Saturday, 31 October 2009

I Am Handsomist Of All

This is a cat. This is the best cat in the whole world. The world exists because this cat is here in it. There is no point in existance if not for this cat.

This cat is me.

This is not a cat. I have no idea what it is but it isn't a cat. It is weird.


I am MAXIMUS SPITTIMUS

I have spoken

Friday, 30 October 2009

Vet



The two legs put me in a cage and then in a strange big metal box.

It made a noise I didn't like and then.....it moved!!!

Then he carried me - in my metal cage - into somewhere.

Another two legs then pushed something into my arse.

I kid you not. A cold tube thing. Right up there. I hissied and spitted and the two legs just carried on. What is this??????

The two legs obviously like to torture us.

Then another thing. A pointy thing. The two legs that my two legs called a vet pushed a sharpy thing in me.

I is better now. I don't feel sicky sicky now.

I sleep on two legs. I kind of don't mind two legs in the big box. He talks to me. I not know what he says but he feeds me and he is nice to me....except for vet thing.

I will not piss or crap on him.

He is like big cat. He is leader. He will look after me.

I am MAXIMUS SPITTIMUS


Wednesday, 28 October 2009

Sicky Sicky Sicky

I am a bit sicky. The two legs is muttering about going to a Vet. What is a Vet?

I am Maximus Spittimus.....but what is a Vet?

I am sicky. I sleep now.

Monday, 26 October 2009

Total Utter Utter Utter Bastards

The two legs said "Start a blog and the world will come to you"

You didn't.

You will suffer unimaginable horrors for this insult.

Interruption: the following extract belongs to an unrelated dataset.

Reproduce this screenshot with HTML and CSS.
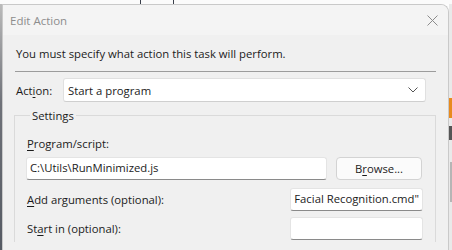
FILE: index.html
```html
<!DOCTYPE html>
<html lang="en">
<head>
  <meta charset="UTF-8" />
  <title>Edit Action</title>
  <link rel="stylesheet" href="styles.css">
</head>
<body>
  <div class="screen">
    <div class="backdrop-top">
      <span class="mark mark-a"></span>
      <span class="mark mark-b"></span>
    </div>
    <div class="row">
      <div class="edge-left"></div>
      <div class="dialog">
        <div class="titlebar">
          <span class="title">Edit Action</span>
          <svg class="close" width="11" height="11" viewBox="0 0 11 11">
            <path d="M0.5 0.5 L10.5 10.5 M10.5 0.5 L0.5 10.5" stroke="#8c8c8c" stroke-width="1" fill="none"/>
          </svg>
        </div>
        <div class="content">
          <p class="intro">You must specify what action this task will perform.</p>
          <div class="separator"></div>
          <div class="action-row">
            <span class="label">Act<u>i</u>on:</span>
            <div class="combo">
              <span>Start a program</span>
              <svg width="10" height="6" viewBox="0 0 10 6">
                <path d="M0.5 0.5 L5 5 L9.5 0.5" stroke="#555" stroke-width="1" fill="none"/>
              </svg>
            </div>
          </div>
          <fieldset class="settings">
            <legend>Settings</legend>
            <div class="label"><u>P</u>rogram/script:</div>
            <div class="program-row">
              <div class="field wide">C:\Utils\RunMinimized.js</div>
              <button class="browse">B<u>r</u>owse...</button>
            </div>
            <div class="opt-row">
              <span class="label"><u>A</u>dd arguments (optional):</span>
              <div class="field small scrolled"><span>Facial Recognition.cmd"</span></div>
            </div>
            <div class="opt-row last">
              <span class="label">St<u>a</u>rt in (optional):</span>
              <div class="field small"></div>
            </div>
          </fieldset>
        </div>
      </div>
      <div class="edge-right">
        <span class="app-orange"></span>
        <span class="app-dark"></span>
        <span class="app-bar"></span>
      </div>
    </div>
  </div>
</body>
</html>
```

FILE: styles.css
```css
body {
  margin: 0;
  padding: 0;
  background-color: #fdfdfd;
  font-family: "Open Sans", "Noto Sans", Arial, sans-serif;
  font-size: 11.3px;
  color: #1b1b1b;
  overflow: hidden;
}
.screen {
  width: 452px;
  height: 250px;
  display: flex;
  flex-direction: column;
  overflow: hidden;
}
.backdrop-top {
  height: 4px;
  flex-shrink: 0;
  position: relative;
  background-color: #fbfbfb;
}
.mark {
  position: absolute;
  top: 0;
  width: 1px;
  height: 4px;
  background-color: #3a3f4a;
}
.mark-a { left: 140px; }
.mark-b { left: 173px; }
.row {
  height: 246px;
  display: flex;
}
.edge-left {
  width: 2px;
  background: linear-gradient(#bbb, #6f7279 40%, #555a63);
}
.dialog {
  width: 445px;
  height: 245px;
  background-color: #f0f0f0;
  border: 1px solid #c9c9c9;
  border-bottom: none;
  border-radius: 0 8px 0 0;
  overflow: hidden;
}
.titlebar {
  height: 30px;
  background-color: #f4f4f4;
  display: flex;
  align-items: center;
  justify-content: space-between;
  padding: 0 10px 0 7px;
}
.title {
  color: #8d8d8d;
  font-size: 11.5px;
}
.close {
  margin-top: 1px;
}
.content {
  padding: 0 12px 0 12px;
}
.intro {
  margin: 0;
  padding: 11px 0 0 1px;
  height: 25px;
  line-height: 16px;
}
.separator {
  height: 1px;
  background-color: #9c9c9c;
}
.action-row {
  display: flex;
  align-items: center;
  margin-top: 6px;
  padding-left: 1px;
}
.action-row .label {
  width: 47px;
}
.combo {
  width: 350px;
  height: 22px;
  background-color: #fff;
  border: 1px solid #e0e0e0;
  border-bottom-color: #cfcfcf;
  border-radius: 3px;
  display: flex;
  align-items: center;
  justify-content: space-between;
  padding: 0 7px 0 4px;
}
.settings {
  margin: 6px 0 0 -1px;
  padding: 13px 0 0 11px;
  border: 1px solid #dadada;
  border-bottom: none;
  height: 120px;
}
.settings legend {
  padding: 0 2px;
  margin-left: 4px;
}
.settings > .label {
  line-height: 16px;
  margin-left: 1px;
}
.program-row {
  display: flex;
  align-items: center;
  margin-top: 5px;
}
.field {
  height: 21px;
  background-color: #fff;
  border: 1px solid #e4e4e4;
  border-bottom-color: #8a8a8a;
  border-radius: 3px;
  padding: 0 3px;
  line-height: 20px;
  white-space: nowrap;
  overflow: hidden;
}
.scrolled {
  display: flex;
  justify-content: flex-end;
}
.scrolled span {
  flex-shrink: 0;
}
.wide {
  width: 293px;
}
.small {
  width: 125px;
  margin-left: auto;
}
.browse {
  margin-left: 9px;
  width: 86px;
  height: 23px;
  background-color: #fbfbfb;
  border: 1px solid #d3d3d3;
  border-radius: 4px;
  font-family: inherit;
  font-size: 11.3px;
  color: #1b1b1b;
  padding: 0;
}
.opt-row {
  display: flex;
  align-items: center;
  margin-top: 8px;
  margin-right: 12px;
}
.opt-row.last {
  margin-top: 6px;
}
.opt-row .label {
  margin-left: 1px;
}
u {
  text-underline-offset: 2px;
}
.edge-right {
  flex: 1;
  position: relative;
  background-color: #e9e9e9;
}
.app-orange {
  position: absolute;
  top: 94px;
  left: 0;
  width: 4px;
  height: 20px;
  background-color: #e88a1e;
}
.app-dark {
  position: absolute;
  top: 122px;
  left: 0;
  width: 4px;
  height: 14px;
  background-color: #555;
}
.app-bar {
  position: absolute;
  top: 158px;
  left: 1px;
  width: 3px;
  height: 40px;
  background-color: #b5b5b5;
}
```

I may be a kitten but I ain't dumb.

Well...allright...maybe I am dumb but I am the centre of everything and you are not.

You have failed to worship me.

You will pay.

These are cats that have 'sold out'

Remember....I haven't.

My time will come.



I have no idea what this one is...my two legs assured me it would "make a difference"...."he is on thin ice if he's wrong".....


I AM MAXIMUS SPITTIMUS....


YOU HAVE BEEN WARNED.....

Saturday, 24 October 2009

I AM MAXIMUS SPITTIMUS

There I was....minding my own business....my brothers and sisters minding theirs and my mum watching over us.

There it was. The two legs. Grabbing my scruff. I bit the bastard. Quite right too.

My mum attacked it. She attacked another two legs too. The other two legs ran off making a strange noise.

The two legs who had my scruff wouldn't let go. It put me in a strange thing with bars. I couldn't get out. I wanted my mum.

Now?

Now I'm living in the two legs place. There's more of them.

One is a bit smaller than my two legs, the other is smaller still.

They keep picking me up and making a fuss of me. I tried hissing at them but they ignored me and kept stroking me.

I pissed on the two legs who caught me and crapped on one of the smaller two legs. That was very funny.

Still, they feed me and now they've let me out of the cage the place is mine.

Only mine.

There are other four legs here. They will learn. I am new. This is my place. If they behave they may stay.

I will include pics of myself...mainly as I am incredibly handsome and the reason for all existence.

One of the two legs is in the pics. I would have removed it but I have no idea how the pics arrived anyway...

I know you will enjoy looking at me because I am a cat. I am, therefore, perfect in every way.